11. Inflation has soared over 1,600 per cent (meanwhile 3,700 per cent) and continues to rise, daily. It is the highest in the world and has made the life of ordinary Zimbabweans unbearable, regardless of their political preferences. We are still concerned about the turnaround of our economy but this will remain a dream unless corruption is dealt with severely irrespective of a person’s political or social status or connections.

12. The list of justified grievances is long and could go on for many pages.

13. The suffering people of Zimbabwe are groaning in agony: ”Watchman, how much longer the night?” (Is 21:11)

14. A Crisis of Moral Leadership

The crisis of our country is, secondly, a crisis of leadership. The burden of that crisis is borne by all Zimbabweans, but especially the young, who grow up in search of role models. The youth are influenced and formed as much by what they see their elders doing as they hear and learn at school or from their peers.

15. If our young people see their leaders habitually engaging in acts and words which are hateful, disrespectful, racist, corrupt, lawless, unjust, greedy, dishonest and violent in order to cling to the privileges of power and wealth, it is highly likely that many of them will behave in exactly the same manner. The consequences of such overtly corrupt leadership as we are witnessing in Zimbabwe today will be with us for many years, perhaps decades, to come. Evil habits and attitudes take much longer to rehabilitate than to acquire. Being elected to a position of leadership should not be misconstrued as a licence to do as one pleases at the expense of the will and trust of the electorate.
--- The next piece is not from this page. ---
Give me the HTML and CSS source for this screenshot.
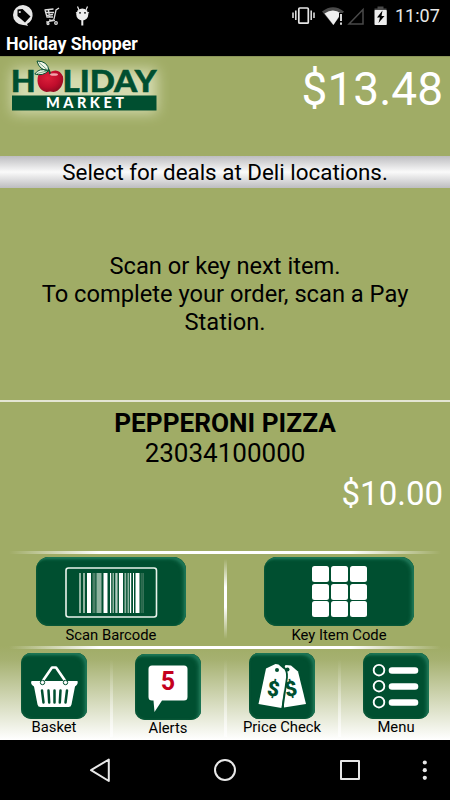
FILE: index.html
```html
<!DOCTYPE html>
<html lang="en">
<head>
    <meta charset="UTF-8">
    <meta name="viewport" content="width=device-width, initial-scale=1.0">
    <title>Holiday Shopper</title>
    <link rel="stylesheet" href="styles.css">
</head>
<body>
    <div class="phone">
        <div class="status-bar">
            <svg class="status-left" width="100" height="33" viewBox="0 0 100 33">
                <path d="M23 5a10 10 0 1 0 0 20q2 0 5 1l-1-2A10 10 0 0 0 23 5z" fill="#e6e6e6"/>
                <path d="M17.500 9.500l5-.5 8 7.500-5.500 6-7.500-6.500z" fill="#000"/>
                <circle cx="19.800" cy="12" r="1.100" fill="#e6e6e6"/>
                <g fill="none" stroke="#ddd" stroke-width="1.300">
                    <path d="M59 8l-3 2-2 9q0 2-5 1M44.500 10l9-1M45 12.500h9M46 15.500l7-1M45 10l2 7h6M48.500 10l1 7"/>
                    <path d="M46 22l9-1.500" stroke-width="1"/>
                    <circle cx="48" cy="23.500" r="1"/>
                    <circle cx="56" cy="23" r="1.300"/>
                </g>
                <g fill="#ececec">
                    <circle cx="82.300" cy="14.500" r="6"/>
                    <path d="M79 10l-1.500-3.500M86 10l1.500-3.500M76 12.500l2 1M89 12.500l-2 1" stroke="#ececec" stroke-width="1.200"/>
                    <rect x="81.300" y="20" width="2" height="5.500"/>
                </g>
                <circle cx="80" cy="12.800" r=".9"/>
                <circle cx="85" cy="12.800" r=".9"/>
            </svg>
            <svg class="status-right" width="100" height="33" viewBox="290 0 100 33">
                <rect x="298.800" y="8" width="9.500" height="15.200" rx="1" fill="none" stroke="#e6e6e6" stroke-width="1.700"/>
                <path d="M295.800 10.500v9.500M293 12.500v5.500M311.200 10.500v9.500M314 12.500v5.500" stroke="#e6e6e6" stroke-width="1.500"/>
                <path d="M322 11.500Q333 3 344 11.500L333 25z" fill="#4a4a4a"/>
                <path d="M324.500 13.500Q333 7.500 341 13.500L333.500 25z" fill="#eee"/>
                <path d="M339 13h5v12h-5z" fill="#000"/>
                <path d="M341 14v7M341 22.500v2.300" stroke="#eee" stroke-width="1.800"/>
                <path d="M349 24l14-14.500v14.500z" fill="none" stroke="#4a4a4a" stroke-width="1.500"/>
                <path d="M374.500 8.500h3v-2h6v2h3v2h-12z" fill="#4a4a4a"/>
                <rect x="374.500" y="10" width="12.300" height="15" rx=".8" fill="#eee"/>
                <path d="M382.500 10.500l-5.500 7h3l-1.500 5.500 6-7h-3z" fill="#000"/>
            </svg>
            <span class="clock">11:07</span>
        </div>
        <div class="title-bar">Holiday Shopper</div>

        <div class="header">
            <svg class="logo" width="170" height="75" viewBox="0 0 170 75">
                <defs>
                    <filter id="glow" x="-20%" y="-40%" width="140%" height="180%">
                        <feGaussianBlur stdDeviation="7"/>
                    </filter>
                    <radialGradient id="apple" cx=".4" cy=".35" r=".7">
                        <stop offset="0" stop-color="#dc1f3a"/>
                        <stop offset=".6" stop-color="#c00d2c"/>
                        <stop offset="1" stop-color="#8b0b20"/>
                    </radialGradient>
                </defs>
                <rect x="12" y="12" width="145" height="44" fill="#e6eac8" opacity=".75" filter="url(#glow)"/>
                <g class="logo-name">
                    <text x="10.800" y="34.500" textLength="25" lengthAdjust="spacingAndGlyphs">H</text>
                    <text x="62.500" y="34.500" textLength="94" lengthAdjust="spacingAndGlyphs">LIDAY</text>
                </g>
                <path d="M50 15q-7-4-11.500 2.500c-3 9 1 16 8 17.500q4-1 7 0c6-.5 11-8 9.500-15.500q-4-9-13-4.500z" fill="url(#apple)"/>
                <path d="M50 17q0-4-3-6" fill="none" stroke="#064f30" stroke-width="1.500"/>
                <ellipse cx="54" cy="17.500" rx="4" ry="1.300" fill="#f3a4ad"/>
                <path d="M37 4q11 0 12 10-10-1-12-10zM34.800 17q4-6.500 14-3.500-6 6-14 3.500z" fill="#f2f6ea" stroke="#064f30" stroke-width="1"/>
                <path d="M39 5.500l9 8M37 16.500l10-2.500" stroke="#3d7f55" stroke-width=".7"/>
                <rect x="12" y="38.500" width="144.500" height="15" fill="#004f30"/>
                <text class="logo-sub" x="46" y="51.200" textLength="78">MARKET</text>
            </svg>
            <div class="total">$13.48</div>
        </div>

        <div class="banner">Select for deals at Deli locations.</div>

        <div class="message">Scan or key next item.<br>To complete your order, scan a Pay<br>Station.</div>

        <div class="item">
            <div class="item-name">PEPPERONI PIZZA</div>
            <div class="item-code">23034100000</div>
            <div class="item-price">$10.00</div>
        </div>

        <div class="rule"></div>
        <div class="actions">
            <div class="action">
                <div class="button wide">
                    <svg width="150" height="68" viewBox="0 0 150 68">
                        <rect x="30" y="10" width="90.500" height="49" rx="2.500" fill="none" stroke="#e9f3ec" stroke-width="1.600"/>
                        <g fill="#fff">
                            <path d="M51 15h4v40h-4zM67.500 15h4v40h-4zM83 15h4v40h-4zM99.500 15h4v40h-4z"/>
                            <path d="M74 15h1.200v40H74zM79.500 15h1.200v40h-1.200zM94 15h1.200v40H94zM97 15h1v40h-1z"/>
                        </g>
                        <g fill="#8fb39f">
                            <path d="M43 15h2v40h-2zM47 15h2v40h-2zM60.500 15h5v40h-5zM76.500 15h1.500v40h-1.500zM81.300 15h.8v40h-.8z"/>
                            <path d="M88.500 15h1.700v40h-1.700zM91.500 15h1.700v40h-1.700z"/>
                        </g>
                        <path d="M56.500 15h3v40h-3zM104.800 15h.8v40h-.8zM106.500 15h1.200v40h-1.200z" fill="#4c8067"/>
                    </svg>
                </div>
                <div class="label">Scan Barcode</div>
            </div>
            <div class="divider"></div>
            <div class="action">
                <div class="button wide">
                    <div class="keypad">
                        <i></i><i></i><i></i>
                        <i></i><i></i><i></i>
                        <i></i><i></i><i></i>
                    </div>
                </div>
                <div class="label">Key Item Code</div>
            </div>
        </div>

        <div class="bottom">
            <div class="rule"></div>
            <div class="tabs">
                <div class="tab">
                    <div class="button">
                        <svg width="66" height="66" viewBox="0 0 66 66">
                            <path d="M21 29l10-14.500h4l10 14.500" fill="none" stroke="#fff" stroke-width="2.600" stroke-linejoin="round"/>
                            <path d="M10.500 28h46q1 3-2.500 5.500l-3.500 18q-.5 2.500-3 2.500h-28q-2.500 0-3-2.500l-3.500-18q-4-2.500-2.500-5.500z" fill="#fff"/>
                            <g stroke="#004f30" stroke-width="2.500" stroke-linecap="round">
                                <path d="M21 37.500l1.500 12M27.500 37.500l.7 12M33.500 37.500v12M39.500 37.500l-.7 12M46 37.500l-1.500 12"/>
                            </g>
                            <circle cx="21.500" cy="29.500" r="2.200" fill="#fff" stroke="#004f30"/>
                            <circle cx="44.500" cy="29.500" r="2.200" fill="#fff" stroke="#004f30"/>
                        </svg>
                    </div>
                    <div class="label">Basket</div>
                </div>
                <div class="divider"></div>
                <div class="tab alerts">
                    <div class="button">
                        <svg width="66" height="66" viewBox="0 0 66 66">
                            <path d="M17 11.500h32q3.500 0 3.500 3.500v28q0 3.500-3.500 3.500H27L19.500 58 18.500 46.500H17q-3.500 0-3.500-3.500V15q0-3.500 3.500-3.500z" fill="#fff"/>
                            <text class="count" x="32.800" y="35.500">5</text>
                        </svg>
                    </div>
                    <div class="label">Alerts</div>
                </div>
                <div class="divider"></div>
                <div class="tab">
                    <div class="button">
                        <svg width="66" height="66" viewBox="0 0 66 66">
                            <path d="M34 17l2.500-5 5.500.5 7 6 8 32.500-22 3.500z" fill="#fff"/>
                            <path d="M17 15.500l9.500-4.500 3 .5 8 7L32.500 55 9.500 51z" fill="#fff"/>
                            <path d="M33.500 55.500l4.500-31q.5-7-3.500-10.500" fill="none" stroke="#004f30" stroke-width="1.800"/>
                            <circle cx="28" cy="17" r="2" fill="#004f30"/>
                            <circle cx="38.500" cy="16.500" r="2" fill="#004f30"/>
                            <text class="dollar" x="24.300" y="43" transform="rotate(9 24 36)">$</text>
                            <text class="dollar" x="42" y="43" transform="rotate(-11 42 36)">$</text>
                        </svg>
                    </div>
                    <div class="label">Price Check</div>
                </div>
                <div class="divider"></div>
                <div class="tab">
                    <div class="button">
                        <svg width="66" height="66" viewBox="0 0 66 66">
                            <g fill="none" stroke="#fff" stroke-width="1.900">
                                <circle cx="16" cy="17.200" r="5.300"/>
                                <circle cx="16" cy="33.200" r="5.300"/>
                                <circle cx="16" cy="49.200" r="5.300"/>
                            </g>
                            <path d="M29 17.500h23M29 33.500h23M29 49.500h23" stroke="#fff" stroke-width="6.600" stroke-linecap="round"/>
                        </svg>
                    </div>
                    <div class="label">Menu</div>
                </div>
            </div>
        </div>

        <div class="nav-bar">
            <svg width="450" height="60" viewBox="0 0 450 60" fill="none" stroke="#e8e8e8" stroke-width="2" stroke-linejoin="round">
                <path d="M108.800 19.500v21.500L91 30.200z"/>
                <circle cx="225" cy="30" r="10"/>
                <rect x="341" y="21" width="18" height="18"/>
                <g fill="#e8e8e8" stroke="none">
                    <circle cx="424.800" cy="22.500" r="2.100"/>
                    <circle cx="424.800" cy="30.200" r="2.100"/>
                    <circle cx="424.800" cy="37.800" r="2.100"/>
                </g>
            </svg>
        </div>
    </div>
</body>
</html>
```

FILE: styles.css
```css
* {
    box-sizing: border-box;
}
body {
    margin: 0;
    font-family: Roboto, sans-serif;
    color: #000;
    background-color: #000;
}
svg {
    display: block;
}
.phone {
    width: 450px;
    height: 800px;
    display: flex;
    flex-direction: column;
    overflow: hidden;
    background-color: #a0ac66;
}
.status-bar {
    height: 33px;
    display: flex;
    align-items: flex-start;
    background-color: #000;
}
.status-right {
    margin-left: 190px;
}
.clock {
    padding-left: 5px;
    font-size: 18px;
    line-height: 32px;
    color: #e8e8e8;
}
.title-bar {
    height: 23px;
    padding-left: 6px;
    background-color: #000;
    color: #fff;
    font-size: 17.8px;
    font-weight: bold;
    line-height: 22px;
}
.header {
    height: 100px;
    display: flex;
    justify-content: space-between;
    padding-right: 7px;
    border-top: 1px solid #8c965a;
}
.logo-name {
    font-family: Lato, sans-serif;
    font-size: 31px;
    font-weight: 900;
    fill: #004f30;
    stroke: #004f30;
    stroke-width: .5px;
}
.logo-sub {
    font-family: Lato, sans-serif;
    font-size: 14.5px;
    font-weight: 900;
    fill: #fff;
}
.total {
    font-size: 46px;
    line-height: 65px;
    color: #fff;
}
.banner {
    height: 32px;
    font-size: 22.4px;
    line-height: 32px;
    text-align: center;
    background: linear-gradient(#bdbdc0, #fafafa 50%, #bdbdc0);
}
.message {
    height: 212px;
    padding-top: 64px;
    font-size: 23.7px;
    line-height: 28px;
    text-align: center;
}
.item {
    height: 151px;
    padding: 6px 7px 0;
    border-top: 2px solid #e4e6d4;
    text-align: center;
}
.item-name {
    font-size: 26.2px;
    font-weight: bold;
    line-height: 30px;
}
.item-code {
    font-size: 26px;
    line-height: 30px;
}
.item-price {
    margin-top: 6px;
    font-size: 33px;
    line-height: 40px;
    text-align: right;
    color: #fff;
}
.rule {
    height: 3px;
    background: linear-gradient(90deg, rgba(255,255,255,0) 2%, #fff 22%, #fff 78%, rgba(255,255,255,0) 98%);
}
.actions {
    height: 92px;
    display: grid;
    grid-template-columns: 222px 6px 222px;
    padding-top: 3px;
}
.action, .tab {
    display: flex;
    flex-direction: column;
    align-items: center;
}
.button {
    width: 66px;
    height: 66px;
    display: flex;
    align-items: center;
    justify-content: center;
    border-radius: 10px;
    background-color: #004f30;
    box-shadow: inset -2px 2px 2px #1d7555, inset -4px 3px 3px #0d6041, inset 1px -1px 2px #0c5a3a;
}
.button.wide {
    width: 150px;
    height: 69px;
    border-radius: 13px;
}
.label {
    font-size: 14.8px;
    line-height: 18px;
    white-space: nowrap;
}
.tab .label {
    line-height: 17px;
}
.keypad {
    display: grid;
    grid-template-columns: repeat(3, 17px);
    grid-auto-rows: 16px;
    column-gap: 2px;
    row-gap: 1.5px;
}
.keypad i {
    border-radius: 2.5px;
    background-color: #fff;
}
.divider {
    width: 3px;
    margin: 6px auto 0;
    background: linear-gradient(rgba(255,255,255,0), #fff 35%, #fff 60%, rgba(255,255,255,0));
}
.actions .divider {
    height: 80px;
    margin-top: 2px;
}
.bottom {
    height: 94px;
    background: linear-gradient(#a0ac66, #a6b171 15%, #fff);
}
.tabs {
    display: grid;
    grid-template-columns: 108px 6px 108px 6px 108px 6px 108px;
    padding-top: 4px;
}
.tabs .divider {
    background: linear-gradient(rgba(255,255,255,0), rgba(255,255,255,.7));
}
.alerts {
    padding-top: 1px;
}
.count {
    font-size: 25px;
    font-weight: bold;
    text-anchor: middle;
    fill: #c4001d;
}
.dollar {
    font-size: 21px;
    font-weight: 900;
    text-anchor: middle;
    fill: #004f30;
}
.nav-bar {
    height: 60px;
    background-color: #000;
}
```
16. A Spiritual and Moral Crisis

Our crisis is not only political and economic but first and foremost a spiritual and moral crisis. As the young independent nation struggles to find its common national spirit, the people of Zimbabwe are reacting against the “structures of sin” in our society. Pope John Paul II says that the “structures of sin” are “rooted in personal sin, and thus always linked to the concrete acts of individuals who introduce these structures, consolidate them and make them difficult to remove. And thus they grow stronger, spread, and become the source of other sins, and thus influence people’s behaviour.” The Holy Father stresses that in order to understand the reality that confronts us, we must “give a name to the roots of the evils which affect us.” This is what we have done in this Pastoral letter.

17. The Roots of the Crisis

The present crisis in our country has its roots deep in colonial society. Despite the rhetoric of a glorious socialist revolution brought about by the armed struggle, the colonial structures and institutions of pre-independent Zimbabwe continue to persist in our society. None of the unjust and repressive laws of the Rhodesian State have been repealed; in fact they have been reinforced by even more repressive legislation, the Public Order and Security Act, in particular. It almost appears as if someone sat down with the Declaration of Human Rights and deliberately scrubbed out each in turn.

18. But why was this done? Because soon after independence, the power and wealth of the tiny white Rhodesian elite was appropriated by an equally exclusive black elite, some of whom have governed the country for the past 27 years through political patronage. Black Zimbabweans today fight for the same basic rights they fought for during the liberation struggle. It is the same conflict between those who possess power and wealth in abundance, and those who do not; between those who are determined to maintain their privileges of power and wealth at any cost, even at the cost of bloodshed, and those who demand their democratic rights and a share in the fruits of independence; between those who continue to benefit from the present system of inequality and injustice, because it favours them and enables them to maintain an exceptionally high standard of living, and those who go to bed hungry at night and wake up in the morning to another day without work and without income; between those who only know the language of violence and intimidation, and those who feel they have nothing more to lose because their constitutional rights have been abrogated and their votes rigged. Many people in Zimbabwe are angry, and their anger is now erupting into open revolt in one township after another.

19. The confrontation in our country has now reached a flashpoint. As the suffering population becomes more insistent, generating more and more pressure through boycotts, strikes, demonstrations and uprisings, the State responds with ever harsher oppression through arrests, detentions, banning orders, beatings and torture. In our judgement, the situation is extremely volatile. In order to avoid further bloodshed and avert a mass uprising, the nation needs a new people driven Constitution that will guide a democratic leadership chosen in free and fair elections that will offer a chance for economic recovery under genuinely new policies.

20. Our Message of Hope: God is always on the Side of the Opressed….

The next 3 pages of the letter contain solace, hope and balm for the wounds, e.g. “The Lord has used the power of his arm, he has routed the arrogant of the heart. He has pulled down princes from their thrones and raised high the lowly. He has filled the starving with good things, sent the rich away empty” (Lk1:50-53).

The diabolic president of the country, a devout Christian, who went to school in a Jesuit convent, skipped the mass on the day the letter was read in the church, and waved aside the letter as “rubbish”.

When I remarked to an old priest that God does not seem to hear the cry of the oppressed (for that matter never has), and therefore, must be deaf, he chuckled and replied, “God needs a hearing aid, like father Gabriel”, another old priest.

We then wondered why God was punishing the population of this country in proxy, as he decided, during a wager with Satan, to punish Job (Hiob), apparently just for fun, out of vanity and without any logical reason. The old priest said, “ and he gave the devil so much power!”

A character in a novel by Iris Murdoch says, “…I hold no religious beliefs whatever. Roughly, I cannot imagine any omnipotent sentient being sufficiently cruel to create the world we inhabit.”

But most Africans in Zimbabwe are very god fearing and religous. Opium (of the masses) can alleviate pain.